● **Goal**
Scan the material that follows. Copy every line containing the word "size".
◇ ◇ ◇ ◇ ◇
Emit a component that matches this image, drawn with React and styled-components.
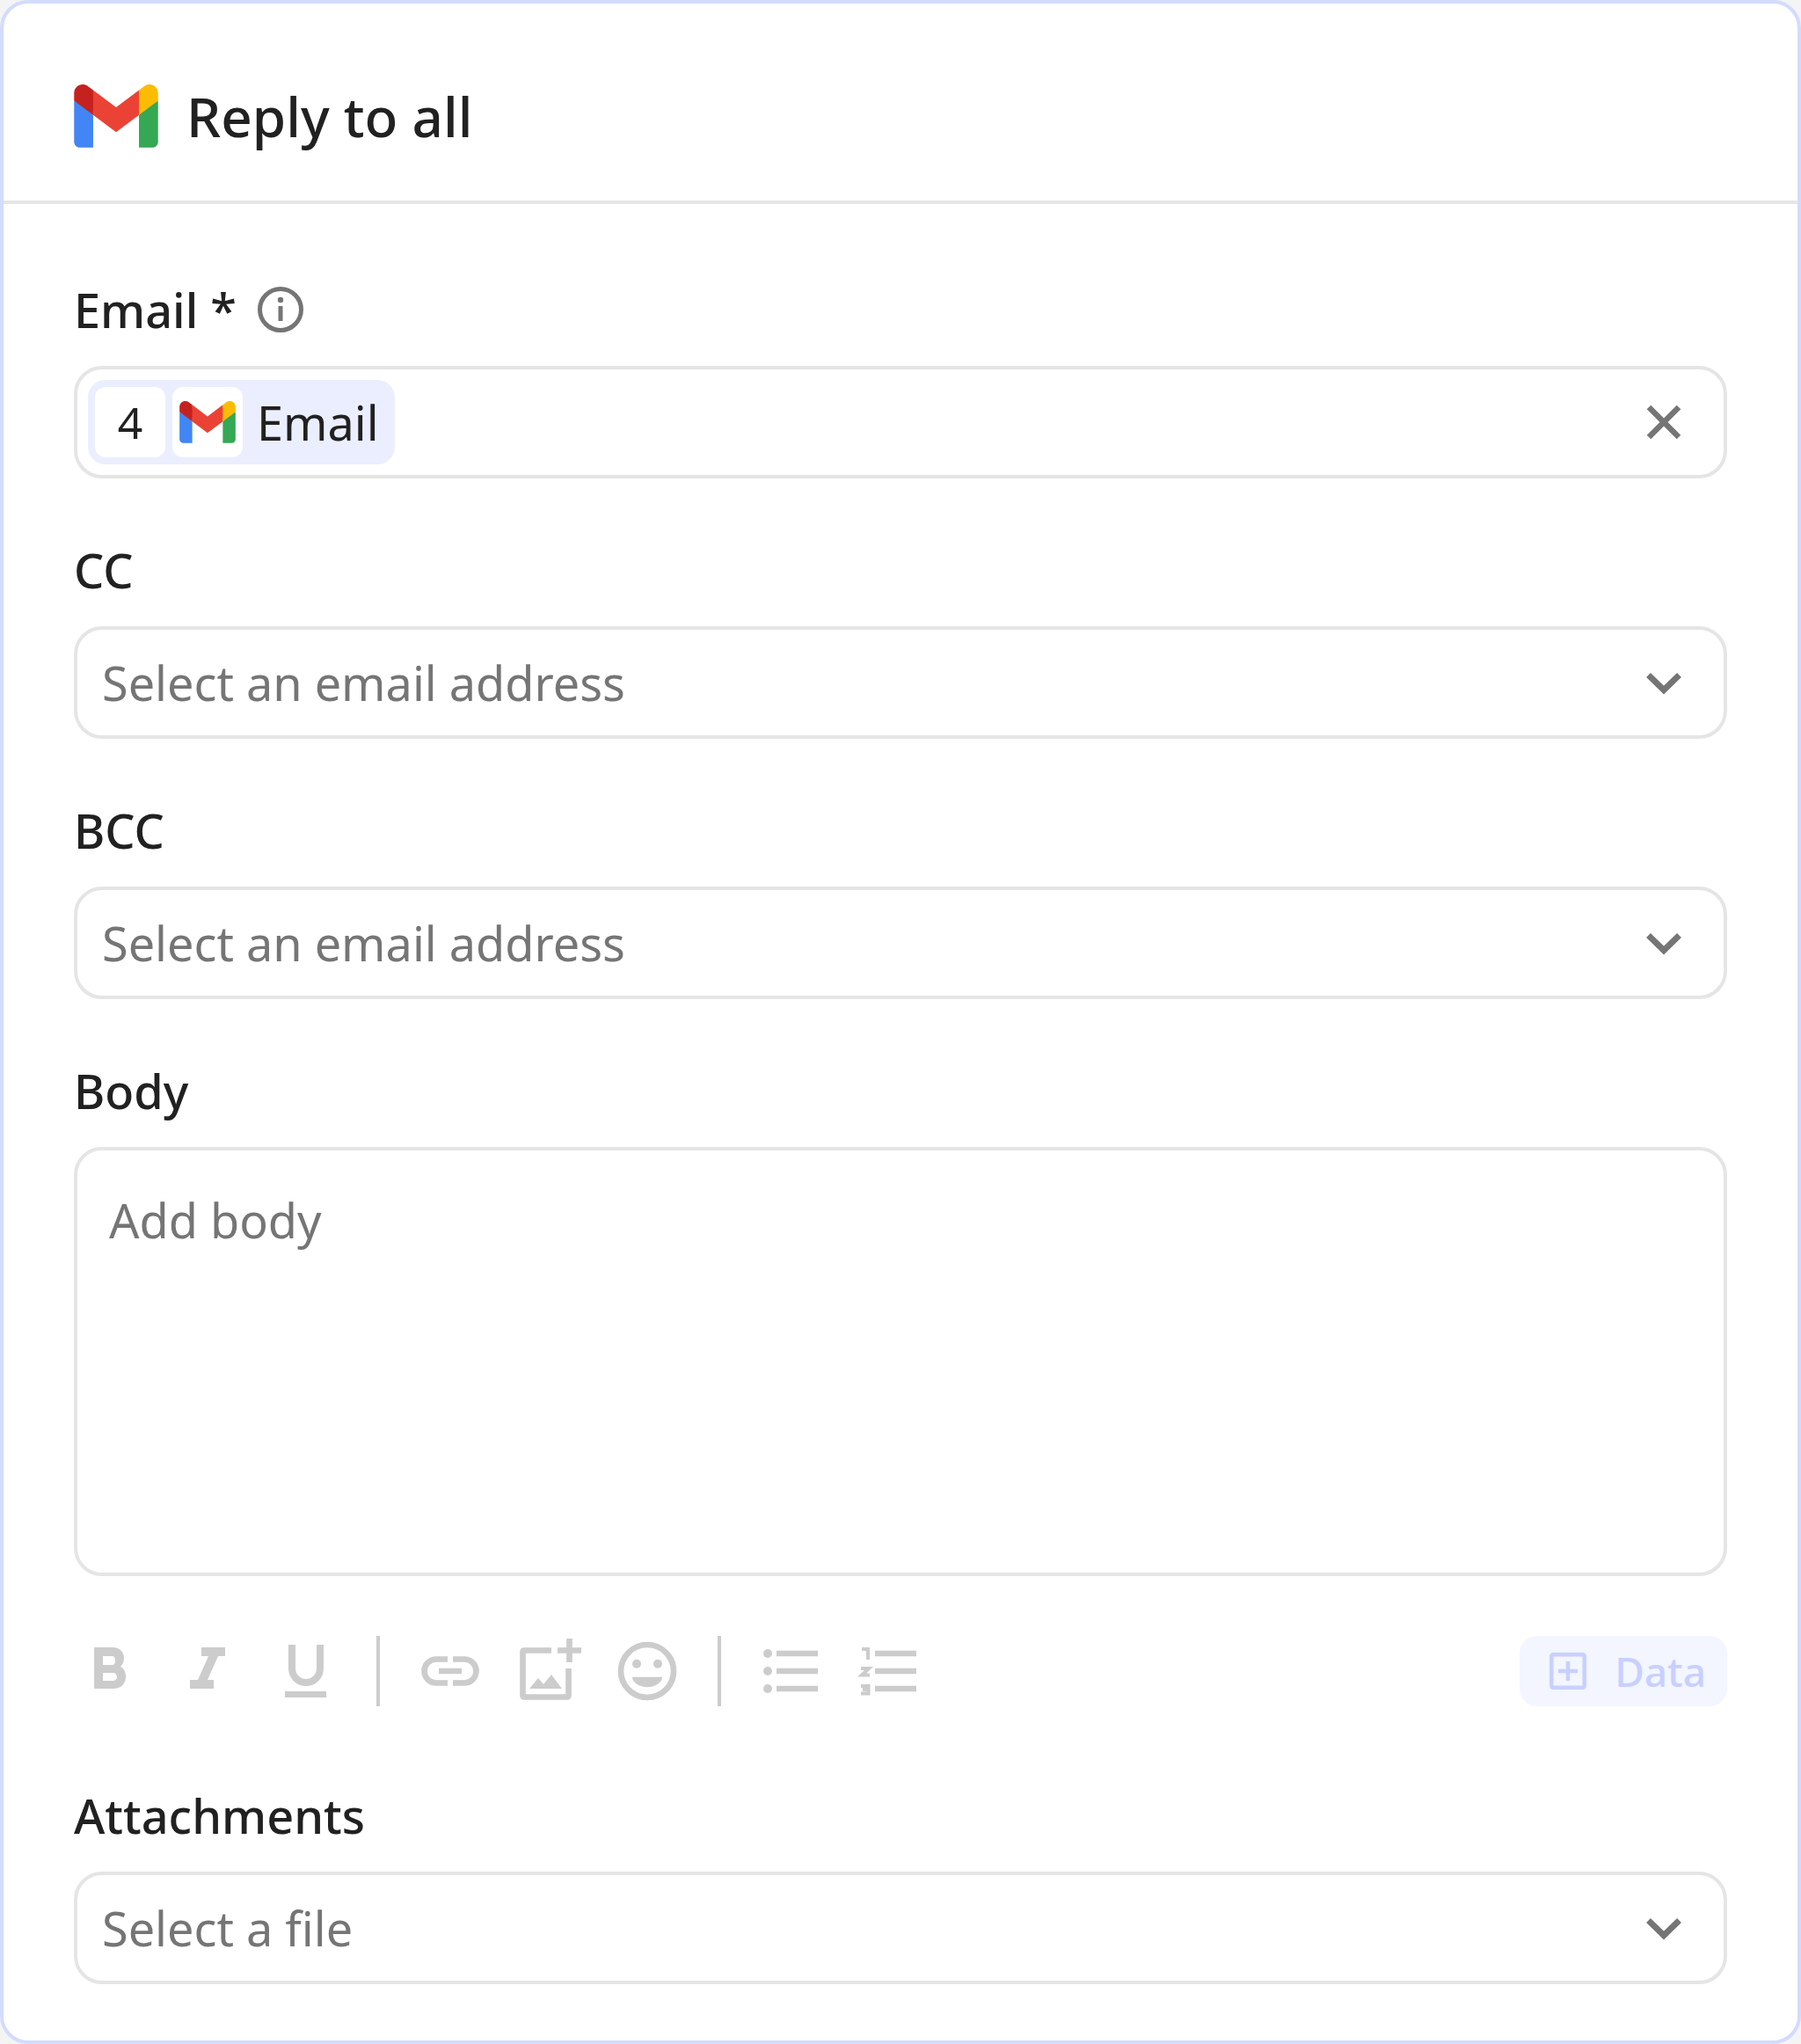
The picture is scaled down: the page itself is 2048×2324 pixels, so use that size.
import React from 'react';
import styled, { createGlobalStyle } from 'styled-components';

const GlobalStyle = createGlobalStyle`
  body {
    margin: 0;
    background: #f4f4f4;
    font-family: "Noto Sans", "Open Sans", sans-serif;
    color: #212121;
  }
`;

const Card = styled.div`
  box-sizing: border-box;
  width: 2048px;
  height: 2324px;
  background: #fff;
  border: 4px solid #d3dbff;
  border-radius: 32px;
`;

const Header = styled.header`
  display: flex;
  align-items: center;
  gap: 32px;
  height: 228px;
  padding: 32px 80px 0;
  box-sizing: border-box;
  border-bottom: 4px solid #e5e5e5;
`;

const Title = styled.h1`
  margin: 0;
  font-size: 62px;
  font-weight: 500;
  line-height: 80px;
`;

const Content = styled.div`
  display: flex;
  flex-direction: column;
  padding: 80px 80px 0;
`;

const Section = styled.section`
  display: flex;
  flex-direction: column;
  margin-bottom: ${props => props.$gap ?? 64}px;
`;

const Label = styled.label`
  display: flex;
  align-items: center;
  gap: 24px;
  height: 80px;
  margin-bottom: 24px;
  font-size: 54px;
  font-weight: 500;
`;

const Field = styled.div`
  box-sizing: border-box;
  display: flex;
  align-items: center;
  justify-content: space-between;
  height: 128px;
  padding: 0 48px 0 28px;
  border: 4px solid #e5e5e5;
  border-radius: 32px;
`;

const Placeholder = styled.span`
  font-size: 54px;
  color: #757575;
`;

const Chip = styled.div`
  display: flex;
  align-items: center;
  gap: 8px;
  height: 96px;
  margin-left: -16px;
  padding: 0 18px 0 8px;
  background: #ebeefe;
  border-radius: 20px;
  font-size: 54px;
`;

const ChipCell = styled.span`
  display: flex;
  align-items: center;
  justify-content: center;
  width: 80px;
  height: 80px;
  background: #fff;
  border-radius: 12px;
  margin-right: ${props => props.$end || 0}px;
`;

const ChipCount = styled(ChipCell)`
  font-size: 50px;
`;

const TextArea = styled.div`
  box-sizing: border-box;
  height: 488px;
  padding: 42px 36px;
  border: 4px solid #e5e5e5;
  border-radius: 32px;
`;

const Toolbar = styled.div`
  display: flex;
  align-items: center;
  gap: 32px;
  height: 80px;
  margin-top: 68px;
  margin-bottom: 84px;
`;

const ToolDivider = styled.span`
  width: 4px;
  height: 80px;
  margin: 0 8px;
  background: #ccc;
`;

const DataButton = styled.button`
  display: flex;
  align-items: center;
  gap: 32px;
  height: 80px;
  margin-left: auto;
  padding: 0 24px 0 34px;
  border: 0;
  border-radius: 20px;
  background: #f3f5ff;
  color: #c7d0ff;
  font-family: inherit;
  font-size: 46px;
  font-weight: 500;
`;

function GmailLogo({ width, height }) {
  return (
    <svg width={width} height={height} viewBox="0 0 256 193">
      <path fill="#4285F4" d="M58.182 192.05V93.14L27.507 65.077 0 49.504v125.091c0 9.658 7.825 17.455 17.455 17.455h40.727Z" />
      <path fill="#34A853" d="M197.818 192.05h40.727c9.659 0 17.455-7.826 17.455-17.455V49.505l-31.156 17.837-27.026 25.798v98.91Z" />
      <path fill="#EA4335" d="m58.182 93.14-4.174-38.647 4.174-36.989L128 69.868l69.818-52.364 4.669 34.992-4.669 40.644L128 145.504z" />
      <path fill="#FBBC04" d="M197.818 17.504V93.14L256 49.504V26.231c0-21.585-24.64-33.89-41.89-20.945l-16.292 12.218Z" />
      <path fill="#C5221F" d="M0 49.504l26.759 20.07L58.182 93.14V17.504L41.89 5.286C24.61-7.66 0 4.646 0 26.23v23.273Z" />
    </svg>
  );
}

function InfoIcon() {
  return (
    <svg width="52" height="52" viewBox="0 0 52 52" fill="none" stroke="#757575" strokeWidth="5">
      <circle cx="26" cy="26" r="23.5" />
      <path d="M26 22v17" />
      <circle cx="26" cy="15" r="3.2" fill="#757575" stroke="none" />
    </svg>
  );
}

function CloseIcon() {
  return (
    <svg width="40" height="40" viewBox="0 0 40 40" fill="none" stroke="#757575" strokeWidth="6.5">
      <path d="M3 3l34 34M37 3L3 37" />
    </svg>
  );
}

function ChevronIcon() {
  return (
    <svg width="40" height="40" viewBox="0 0 40 40" fill="none" stroke="#757575" strokeWidth="7">
      <path d="M2.500 11.500L20 28.500 37.500 11.500" />
    </svg>
  );
}

function ToolIcon({ children }) {
  return (
    <svg width="80" height="80" viewBox="0 0 80 80" fill="none" stroke="#ccc" strokeWidth="6.67">
      {children}
    </svg>
  );
}

const BoldIcon = () => (
  <ToolIcon>
    <path
      stroke="none"
      fill="#ccc"
      fillRule="evenodd"
      d="M23 13H44C52 13 57 18 57 25C57 30 55 33 53 35C57 37 59 41 59 46C59 55 53 60 45 60H23ZM33 23V33H43C46 33 47 31 47 28C47 25 46 23 43 23ZM33 42V51H44C47 51 49 49 49 46.500C49 44 47 42 44 42Z"
    />
  </ToolIcon>
);

const ItalicIcon = () => (
  <ToolIcon>
    <path stroke="none" fill="#ccc" d="M33 13H60V23H52L40 50H47V60H20V50H29L41 23H33Z" />
  </ToolIcon>
);

const UnderlineIcon = () => (
  <ToolIcon>
    <path strokeWidth="8" d="M24 10V37A16 16 0 0 0 56 37V10" />
    <rect x="16" y="63" width="47" height="7" fill="#ccc" stroke="none" />
  </ToolIcon>
);

const LinkIcon = () => (
  <ToolIcon>
    <path d="M37 26.500H24A13.500 13.500 0 0 0 24 53.500H37M43 26.500H56A13.500 13.500 0 0 1 56 53.500H43M27 40H53" />
  </ToolIcon>
);

const ImageAddIcon = () => (
  <ToolIcon>
    <path strokeLinejoin="round" d="M43 16.500H12A1.500 1.500 0 0 0 10.500 18V68A1.500 1.500 0 0 0 12 69.500H61A1.500 1.500 0 0 0 62.500 68V37" />
    <path d="M63.500 3V30M50 16.500H77" />
    <path stroke="none" fill="#ccc" d="M18 60L28 48 34 55 43 44 55 60Z" />
  </ToolIcon>
);

const SmileIcon = () => (
  <ToolIcon>
    <circle cx="40" cy="40" r="30" />
    <circle cx="28" cy="31.700" r="5" fill="#ccc" stroke="none" />
    <circle cx="52" cy="31.700" r="5" fill="#ccc" stroke="none" />
    <path stroke="none" fill="#ccc" d="M23 46.700H57A17 11.500 0 0 1 23 46.700Z" />
  </ToolIcon>
);

const BulletListIcon = () => (
  <ToolIcon>
    <path d="M23 20H70M23 40H70M23 60H70" />
    <circle cx="13" cy="20" r="5" fill="#ccc" stroke="none" />
    <circle cx="13" cy="40" r="5" fill="#ccc" stroke="none" />
    <circle cx="13" cy="60" r="5" fill="#ccc" stroke="none" />
  </ToolIcon>
);

const NumberListIcon = () => (
  <ToolIcon>
    <path d="M23 20H70M23 40H70M23 60H70" />
    <path strokeWidth="4" d="M8 15H15V27M7 37H16L8 44.500H17M7 57H15.500V65.500H7M9 61H15.500" />
  </ToolIcon>
);

const DataIcon = () => (
  <svg width="42" height="42" viewBox="0 0 42 42" fill="none" stroke="#c7d0ff" strokeWidth="4.500">
    <rect x="2.250" y="2.250" width="37.500" height="37.500" rx="2" />
    <path d="M21 10V32M10 21H32" />
  </svg>
);

export default function App() {
  return (
    <>
      <GlobalStyle />
      <Card>
        <Header>
          <GmailLogo width={96} height={72} />
          <Title>Reply to all</Title>
        </Header>
        <Content>
          <Section>
            <Label>
              Email * <InfoIcon />
            </Label>
            <Field>
              <Chip>
                <ChipCount>4</ChipCount>
                <ChipCell $end={8}>
                  <GmailLogo width={64} height={48} />
                </ChipCell>
                Email
              </Chip>
              <CloseIcon />
            </Field>
          </Section>
          <Section>
            <Label>CC</Label>
            <Field>
              <Placeholder>Select an email address</Placeholder>
              <ChevronIcon />
            </Field>
          </Section>
          <Section>
            <Label>BCC</Label>
            <Field>
              <Placeholder>Select an email address</Placeholder>
              <ChevronIcon />
            </Field>
          </Section>
          <Section $gap={0}>
            <Label>Body</Label>
            <TextArea>
              <Placeholder>Add body</Placeholder>
            </TextArea>
          </Section>
          <Toolbar>
            <BoldIcon />
            <ItalicIcon />
            <UnderlineIcon />
            <ToolDivider />
            <LinkIcon />
            <ImageAddIcon />
            <SmileIcon />
            <ToolDivider />
            <BulletListIcon />
            <NumberListIcon />
            <DataButton>
              <DataIcon />
              Data
            </DataButton>
          </Toolbar>
          <Section $gap={0}>
            <Label>Attachments</Label>
            <Field>
              <Placeholder>Select a file</Placeholder>
              <ChevronIcon />
            </Field>
          </Section>
        </Content>
      </Card>
    </>
  );
}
◇ ◇ ◇ ◇ ◇
● **Solution to the problem**
The picture is scaled down: the page itself is 2048×2324 pixels, so use that size.
  font-size: 62px;
  font-size: 54px;
  font-size: 54px;
  font-size: 54px;
  font-size: 50px;
  font-size: 46px;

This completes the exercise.